Indonesian entrepreneur Sukanto Tanoto oversees the operations of RGE Group, his $15 billion family of companies. These include interests in natural resources products such as fiber, pulp, and agricultural produce, as well as energy development through Pacific Oil & Gas. In addition, Mr. Tanoto heads the Tanoto Foundation, through which he and his family fund numerous social welfare projects in Southeast Asia and beyond.
Among its other efforts, the Tanoto Foundation has supported medical students in Singapore by offering scholarships that assist with tuition and other expenses for undergraduates in need. Administered through the National University of Singapore’s Yong Loo Lin School of Medicine, the scholarships have helped dedicated students to avoid the heavy financial toll that medical school typically takes on families. The students are free to pursue their studies without the added burden of worrying about loans and fees as they learn the skills they will need to provide top-quality medical care to people in the developing world. On top of this financial assistance, these medical students are also given the opportunity to be exposed to community service experiences whereby they get to interact and provide basic medical help to the local communities in Indonesia Sumatra, Kerinci.
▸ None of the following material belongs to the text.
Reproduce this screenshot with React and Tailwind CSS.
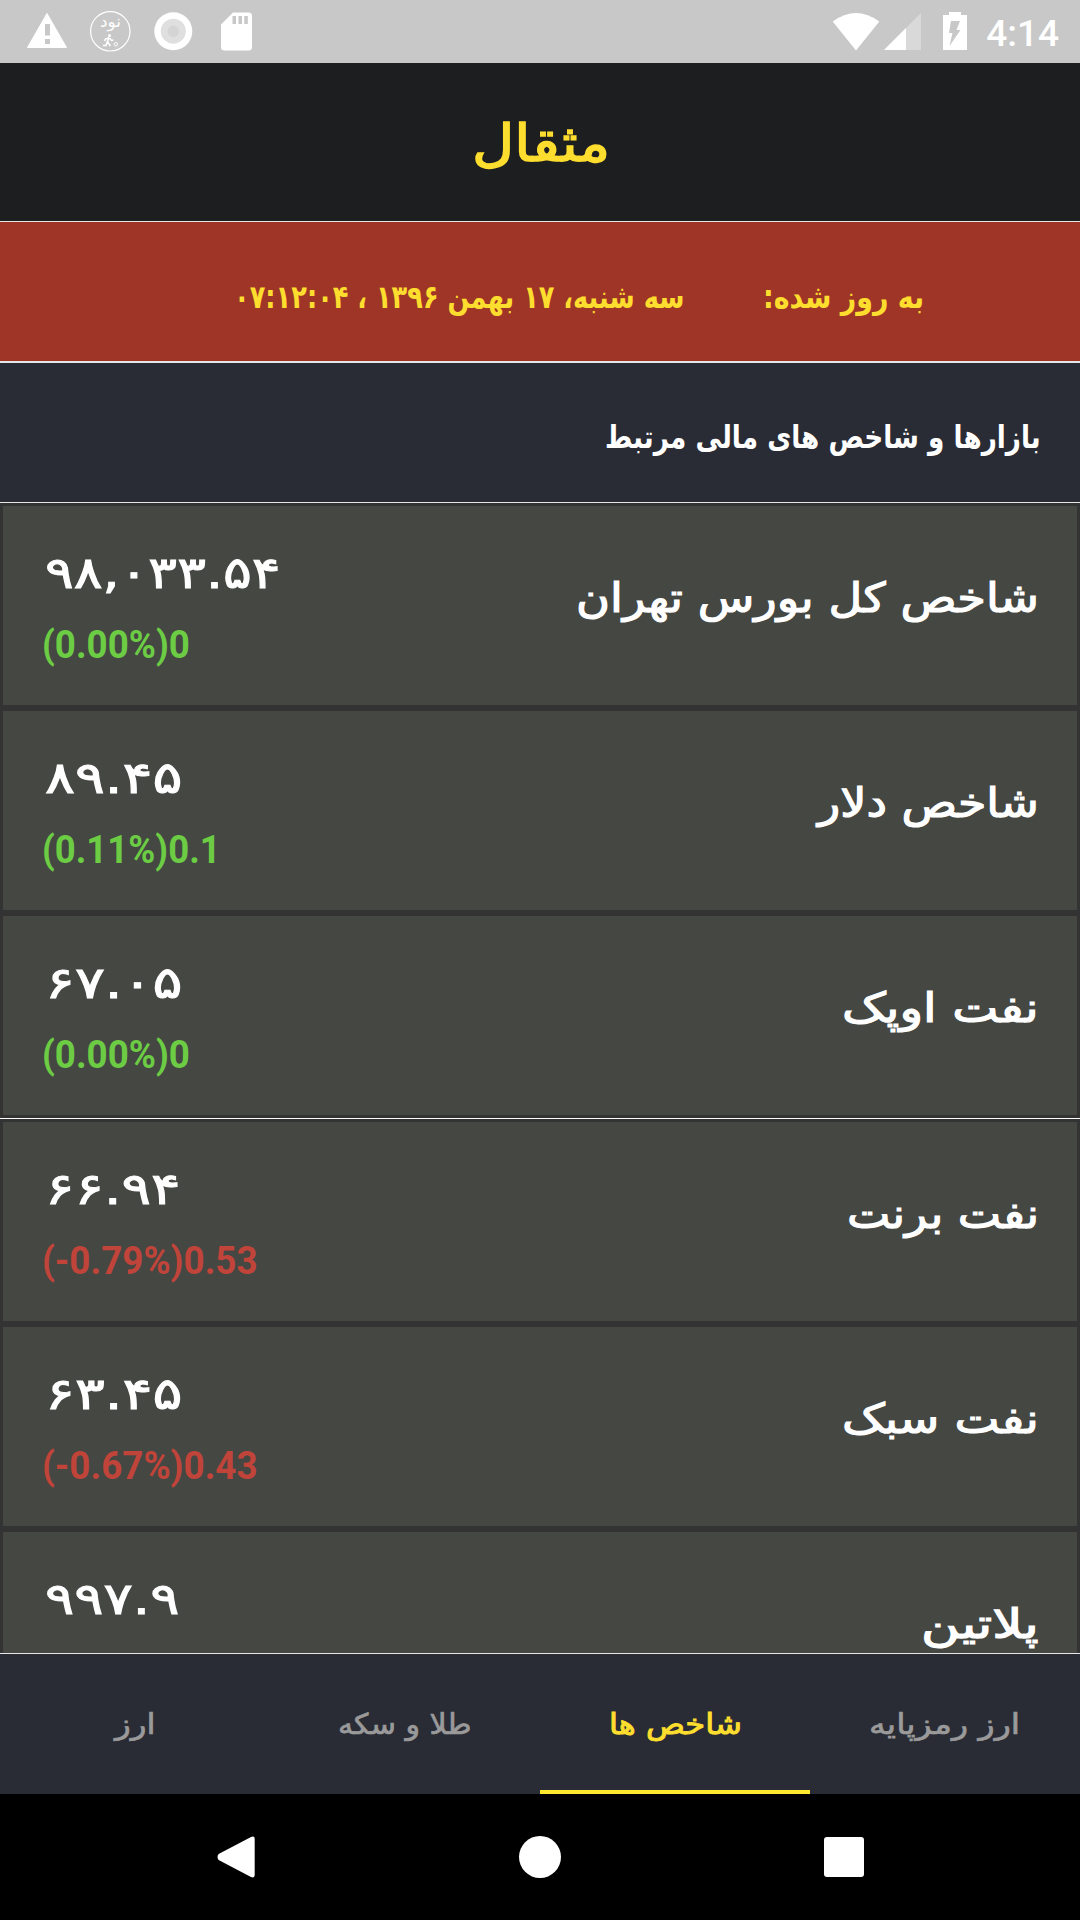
import { useLayoutEffect, useRef, useState } from "react";

const fa = "font-['DejaVu_Sans',sans-serif]";

// Text stretched horizontally so that its advance equals `width` pixels.
function Fit({ width, className = "", dir = "rtl", children }) {
  const ref = useRef(null);
  const [scale, setScale] = useState(1);
  useLayoutEffect(() => {
    setScale(width / ref.current.offsetWidth);
  }, [width, children]);
  return (
    <div className="flex shrink-0" dir={dir} style={{ width }}>
      <span
        ref={ref}
        className={`inline-block shrink-0 whitespace-nowrap ${dir === "rtl" ? "origin-right" : "origin-left"} ${className}`}
        style={{ transform: `scaleX(${scale})` }}
      >
        {children}
      </span>
    </div>
  );
}

const rows = [
  { name: "شاخص کل بورس تهران", nw: 463, price: "۹۸,۰۳۳.۵۴", pw: 235, change: "(0.00%)0", cw: 148, up: true },
  { name: "شاخص دلار", nw: 221, price: "۸۹.۴۵", pw: 138, change: "(0.11%)0.1", cw: 179, up: true },
  { name: "نفت اوپک", nw: 197, price: "۶۷.۰۵", pw: 138, change: "(0.00%)0", cw: 148, up: true },
  { name: "نفت برنت", nw: 192, price: "۶۶.۹۴", pw: 136, change: "(-0.79%)0.53", cw: 216, up: false, divider: true },
  { name: "نفت سبک", nw: 197, price: "۶۳.۴۵", pw: 138, change: "(-0.67%)0.43", cw: 216, up: false },
  { name: "پلاتین", nw: 118, price: "۹۹۷.۹", pw: 135, change: "", cw: 1, up: true },
];

const tabs = [
  { label: "ارز", w: 40 },
  { label: "طلا و سکه", w: 133 },
  { label: "شاخص ها", w: 133, active: true },
  { label: "ارز رمزپایه", w: 151 },
];

function StatusBar() {
  return (
    <div className="flex h-[63px] shrink-0 items-center justify-between bg-[#c8c8c8] text-white">
      <div className="flex">
        <svg width="260" height="63" fill="#fff">
          <path d="M47 13.500 66.500 47.500h-39z" stroke="#fff" strokeLinejoin="round" />
          <path d="M45 24h5v11.500h-5zM45 39h5v5h-5z" fill="#c8c8c8" />
          <circle cx="110.300" cy="31.300" r="19.700" fill="none" stroke="#fff" strokeWidth="1.200" />
          <text x="110.500" y="27" textAnchor="middle" fontSize="16" textLength="21" lengthAdjust="spacingAndGlyphs" className="font-['DejaVu_Sans',sans-serif]">نود</text>
          <circle cx="109.500" cy="35.500" r="1.500" />
          <path d="M109 37.500 107.500 42l3 4M107.500 41l-1.500 4.500h-3M109 38l-3.500 1-1 2M109.500 38l2 2.500 2-.5" fill="none" stroke="#fff" strokeWidth="1.500" />
          <circle cx="115.800" cy="44.300" r="1.700" fill="none" stroke="#fff" />
          <circle cx="173.300" cy="31.200" r="19" />
          <circle cx="173.300" cy="31.200" r="12.500" fill="#dfdfdf" />
          <circle cx="173.300" cy="31.200" r="5.600" fill="#d4d4d4" />
          <path d="M233 12.500h15.500a3.500 3.500 0 0 1 3.500 3.500v31a3.500 3.500 0 0 1-3.500 3.500h-24a3.500 3.500 0 0 1-3.500-3.500V24.500z" />
          <path d="M232.500 16h3.500v8h-3.500zM238.500 16h3.500v8h-3.500zM244.300 16h3.500v8h-3.500z" fill="#c8c8c8" />
        </svg>
      </div>
      <div className="flex items-center">
        <svg width="156" height="63" viewBox="830 0 156 63" fill="#fff">
          <path d="M832.700 21.500Q856 4.500 879.300 21.500L856 50.500z" />
          <path d="M921 13v37h-37z" fill="#d9d9d9" />
          <path d="M906 28v22h-22z" />
          <path d="M949 12h12v3h6v35h-24V15h6z" />
          <path d="M951 21h9l-3.500 9h4L949.500 46l3-13H949z" fill="#c8c8c8" />
        </svg>
        <span className="mr-[21px] mt-[4px] font-['Roboto',sans-serif] text-[37px] font-medium leading-none">4:14</span>
      </div>
    </div>
  );
}

function Row({ row }) {
  return (
    <>
      {row.divider && <div className="h-px shrink-0 bg-[#fafafa]" />}
      <div className="shrink-0 p-[3px]">
        <div className="flex h-[199px] justify-between bg-[#454743] pl-[39px] pr-[38px]">
          <div dir="ltr" className="flex flex-col">
            <div className="flex h-[106px] items-end pl-[3px]">
              <Fit width={row.pw} dir="ltr" className={`${fa} text-[44px] leading-[78px] text-white [-webkit-text-stroke:1px_#fff]`}>
                {row.price}
              </Fit>
            </div>
            <div className="flex h-[65px] items-center">
              <Fit width={row.cw} dir="ltr" className={`font-['Roboto',sans-serif] text-[38px] font-bold leading-[60px] ${row.up ? "text-[#6ccc44]" : "text-[#c0443a]"}`}>
                {row.change}
              </Fit>
            </div>
          </div>
          <div className="flex h-[184px] items-center">
            <Fit width={row.nw} className={`${fa} text-[41px] leading-[80px] text-white [-webkit-text-stroke:1.200px_#fff]`}>
              {row.name}
            </Fit>
          </div>
        </div>
      </div>
    </>
  );
}

export default function App() {
  return (
    <div className="flex h-[1920px] w-[1080px] flex-col overflow-hidden bg-black">
      <StatusBar />
      <header className="flex h-[159px] shrink-0 items-center justify-center border-b border-[#e6e6e6] bg-[#1d1e20] pl-[2px] pt-[4px]">
        <Fit width={138} className={`${fa} text-[51px] leading-[80px] text-[#fddd2e] [-webkit-text-stroke:1.500px_#fddd2e]`}>
          مثقال
        </Fit>
      </header>
      <div dir="rtl" className="flex h-[141px] shrink-0 items-center gap-[79px] border-b-2 border-[#e6e6e6] bg-[#9f3527] pr-[156px] pt-[11px]">
        <Fit width={161} className={`${fa} text-[32px] font-bold leading-[60px] text-[#fddd2e]`}>به روز شده:</Fit>
        <Fit width={450} className={`${fa} text-[32px] font-bold leading-[60px] text-[#fddd2e]`}>سه شنبه، ۱۷ بهمن ۱۳۹۶ ، ۰۷:۱۲:۰۴</Fit>
      </div>
      <div dir="rtl" className="flex h-[140px] shrink-0 items-center border-b border-[#e6e6e6] bg-[#2a2c35] pr-[39px] pt-[9px]">
        <Fit width={436} className={`${fa} text-[32px] font-bold leading-[60px] text-white`}>بازارها و شاخص های مالی مرتبط</Fit>
      </div>
      <main className="flex min-h-0 flex-1 flex-col overflow-hidden bg-[#333333]">
        {rows.map((row) => (
          <Row key={row.name} row={row} />
        ))}
      </main>
      <nav className="grid h-[141px] shrink-0 grid-cols-4 border-t border-[#e6e6e6] bg-[#2a2c35]">
        {tabs.map((tab) => (
          <div key={tab.label} className={`flex items-center justify-center border-b-4 pt-[5px] ${tab.active ? "border-[#ffe92f]" : "border-transparent"}`}>
            <Fit
              width={tab.w}
              className={`${fa} text-[28.500px] leading-[60px] ${tab.active ? "text-[#fddd2e] [-webkit-text-stroke:1px_#fddd2e]" : "text-[#9a9a9a] [-webkit-text-stroke:.7px_#9a9a9a]"}`}
            >
              {tab.label}
            </Fit>
          </div>
        ))}
      </nav>
      <footer className="flex h-[126px] shrink-0 items-center bg-black">
        <svg width="1080" height="126" fill="#fff">
          <path d="M218.600 60 251 43q3.700-1.600 3.700 2v36q0 3.600-3.700 2L218.600 66q-2.200-3 0-6z" />
          <circle cx="540" cy="63" r="21" />
          <rect x="824" y="43" width="40" height="40" rx="3" />
        </svg>
      </footer>
    </div>
  );
}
For more information about this community service, please read here.
The Tanoto Foundation has also provided high-level support to the Duke-NUS Graduate Medical School, the Singapore campus site of a decade-long partnership between the prestigious American medical school and the Singaporean university system. The foundation recently contributed S$3 million to the newly launched National Heart Research Institute Singapore (NHRIS), a cooperative project between Duke-NUS and the National Heart Centre Singapore. Of these funds, S$2.5 million will establish a professorship in cardiovascular medicine, and the remainder will set up the Tanoto Foundation Initiative for Genetics and Stem Cell Research.
The NHRIS focuses on several key areas of research: genetics, the functions of the heart, cardiac imaging, regenerative treatments, and metabolic cardiac conditions. The Tanoto gift will contribute to expanded efforts to study how genetic factors affect heart disease, and how innovative programs of testing and diagnosis can improve preventive care for those with a hereditary predisposition to the condition.